Evidence from the Netherlands
To shed light on this question, we held in-depth group interviews with 26 politically discontented citizens with lower levels of education in the Netherlands, a country characterised by an exceptionally wide education gap in political trust. Because we wanted to establish safe and familiar interview contexts in which people would feel free to speak their minds, we conducted the interviews in settings and groups chosen and assembled by participants themselves. While all participants were discontented with politics, they came from multiple regions, and differed substantially in political orientation and levels of political interest and participation.
Our interviews revealed a deeply-felt perception that many politicians – “they” – were far removed from “common” people, or “us”. While our interviewees did not specify which groups constituted the “common” people, the concept was frequently articulated in relation to politicians who were seen as distant from them. This perceived distance consisted of three aspects, each in its own way associated with political discontent.
First, our interviewees perceived many politicians to be insensitive to the lived experiences of the “common” people, which was often attributed to politicians’ higher levels of education or different lifestyles. One interviewee said that many politicians “travel in different circles, they’re confronted with different things, and so they have different interests… and that’s why they don’t know what it’s like for us”. Following this perception of insensitivity to their lived experiences, our interviewees believed that many politicians did not represent them and that their policies did not match their interests. This was reflected in a comment in one of our interviews that politicians, “after having followed a couple of studies”, “suddenly go into politics and tell everybody here how they should do things”.
Second, our interviewees observed that many politicians “beat about the bush”, while “common” people would be “straightforward, without limits” and “upfront”. This observation mattered greatly for evaluating such politicians: their communication styles were perceived as signalling indecisiveness and a lack of integrity. Such politicians are “always whining”, which “doesn’t achieve anything”, and use “double-talking” strategies.
Last, many politicians were blamed for signalling superiority and looking down on the “common” people because of the political views the latter hold (which they experience as being denounced as “racist”), their social position (“deplorable”), or limited political knowledge (“simple souls”). This perception strongly contributed to our interviewees feeling misrecognised and perceived as incompetent in the political domain. However, it also activated a reaction in which many of our interviewees felt the need to stress their pre-eminence compared to politicians.
Tellingly, politicians that were believed to share lived experiences with our interviewees were evaluated positively. One emphasised that when politicians “speak from the perspective of the people”, they “speak for me”. Similarly, those politicians that would speak “just normal” were associated with greater decisiveness and integrity than those who would “beat about the bush”. In addition, politicians who signalled they were on the same “level” as the “common” people were appreciated: a politician who “just pulls on a pair of jeans” would show that he “isn’t worth more than normal Dutch citizens”.
Our findings have implications for contemporary politics.

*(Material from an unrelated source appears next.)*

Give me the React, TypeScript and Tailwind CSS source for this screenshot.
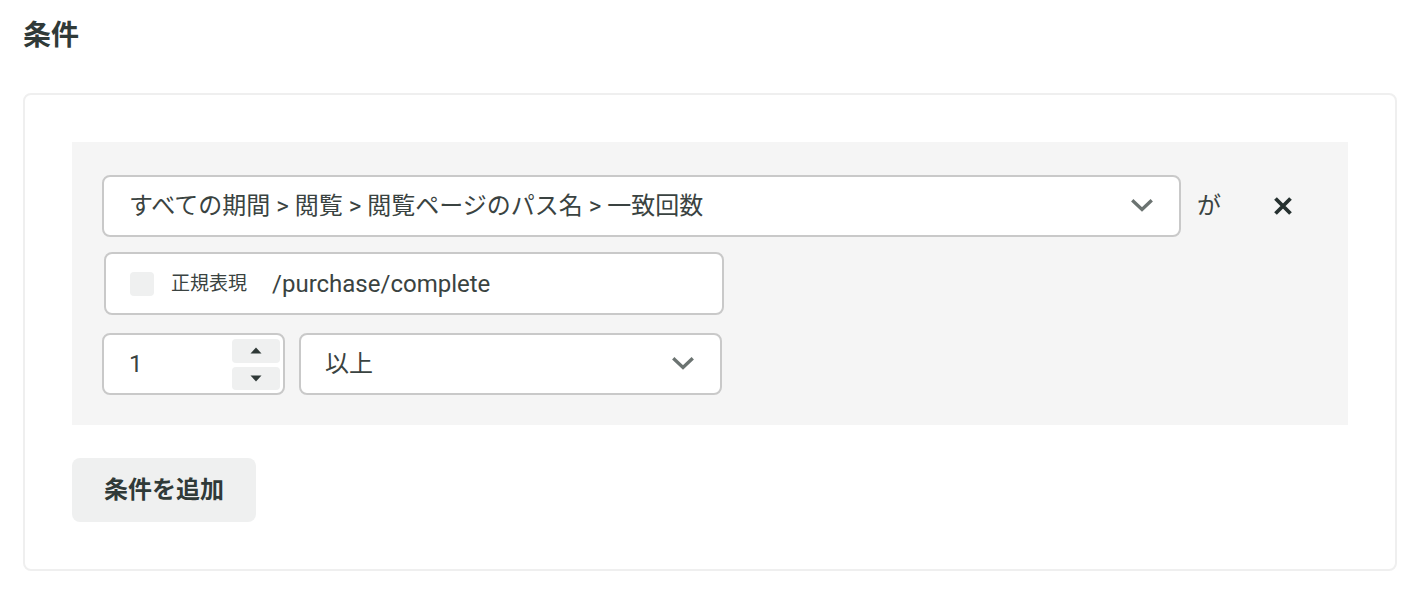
import React from "react";

const font = "font-['Roboto','Noto_Sans_CJK_JP',sans-serif]";

function Chevron() {
  return (
    <svg width="22" height="14" viewBox="0 0 22 14" fill="none" className="shrink-0">
      <path d="M2.5 2.5 L11 10.5 L19.5 2.5" stroke="#6b7371" strokeWidth="3.4" strokeLinecap="square" />
    </svg>
  );
}

function CloseIcon() {
  return (
    <svg width="20" height="20" viewBox="0 0 20 20" fill="none">
      <path d="M2.5 2.5 L17.5 17.5 M17.5 2.5 L2.5 17.5" stroke="#263130" strokeWidth="3.8" />
    </svg>
  );
}

function Caret({ up }: { up?: boolean }) {
  return (
    <svg width="12" height="7" viewBox="0 0 12 7">
      <path d={up ? "M6 0.5 L11.5 6.5 L0.5 6.5 Z" : "M0.5 0.5 L11.5 0.5 L6 6.5 Z"} fill="#2f3937" />
    </svg>
  );
}

export default function App() {
  return (
    <div className={`${font} min-h-[592px] bg-white px-[23px] pt-4 text-[#3a4341]`}>
      <h2 className="text-[28px] font-bold leading-[40px] text-[#303a38]">条件</h2>

      <div className="mt-[37px] rounded-[8px] border-2 border-[#efefef] p-[47px]">
        <div className="bg-[#f5f5f5] pb-[30px] pl-[30px] pt-[33px]">
          {/* field path + remove */}
          <div className="flex items-center">
            <div className="flex h-[62px] w-[1079px] items-center justify-between rounded-[8px] border-2 border-[#c9c9c9] bg-white pl-[25px] pr-[26px]">
              <span className="text-[24px]">すべての期間 &gt; 閲覧 &gt; 閲覧ページのパス名 &gt; 一致回数</span>
              <Chevron />
            </div>
            <span className="ml-[16px] text-[24px]">が</span>
            <button className="ml-[50px] flex h-[24px] w-[24px] items-center justify-center">
              <CloseIcon />
            </button>
          </div>

          {/* page path match */}
          <div className="ml-[2px] mt-[15px] flex h-[63px] w-[620px] items-center rounded-[8px] border-2 border-[#c9c9c9] bg-white pl-[24px]">
            <span className="h-[24px] w-[24px] rounded-[4px] bg-[#eff0f0]" />
            <span className="ml-[17px] pt-[2px] text-[19px]">正規表現</span>
            <span className="ml-[25px] text-[24px]">/purchase/complete</span>
          </div>

          {/* count + operator */}
          <div className="mt-[18px] flex gap-[14px]">
            <div className="flex h-[62px] w-[183px] items-center justify-between rounded-[8px] border-2 border-[#c9c9c9] bg-white pl-[25px] pr-[3px]">
              <span className="text-[24px]">1</span>
              <div className="flex flex-col gap-[4px]">
                <span className="flex h-[24px] w-[48px] items-center justify-center rounded-[4px] bg-[#eff0f0]">
                  <Caret up />
                </span>
                <span className="flex h-[23px] w-[48px] items-center justify-center rounded-[4px] bg-[#eff0f0]">
                  <Caret />
                </span>
              </div>
            </div>
            <div className="flex h-[62px] w-[423px] items-center justify-between rounded-[8px] border-2 border-[#c9c9c9] bg-white pl-[24px] pr-[26px]">
              <span className="text-[24px]">以上</span>
              <Chevron />
            </div>
          </div>
        </div>

        <button className="mt-[33px] h-[64px] w-[184px] rounded-[8px] bg-[#eff0f0] text-[24px] font-bold text-[#303a38]">
          条件を追加
        </button>
      </div>
    </div>
  );
}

Most importantly, they show that the overrepresentation of citizens with higher levels of education in political institutions, also termed “diploma democracy”, is of greater significance than is commonly recognised. This overrepresentation not only results in citizens with lower levels of education feeling underrepresented when it comes to their policy preferences, but also makes these citizens feel misunderstood by politicians with respect to their lived experiences.
In essence, they feel that politicians look down upon them. The dominant communication style used in the political domain can also make lower educated citizens question the integrity and decisiveness of politicians. As such, the impact of a diploma democracy on levels of political discontent is more encompassing than previous research would suggest. Those aiming to reduce this discontent thus face an even greater challenge.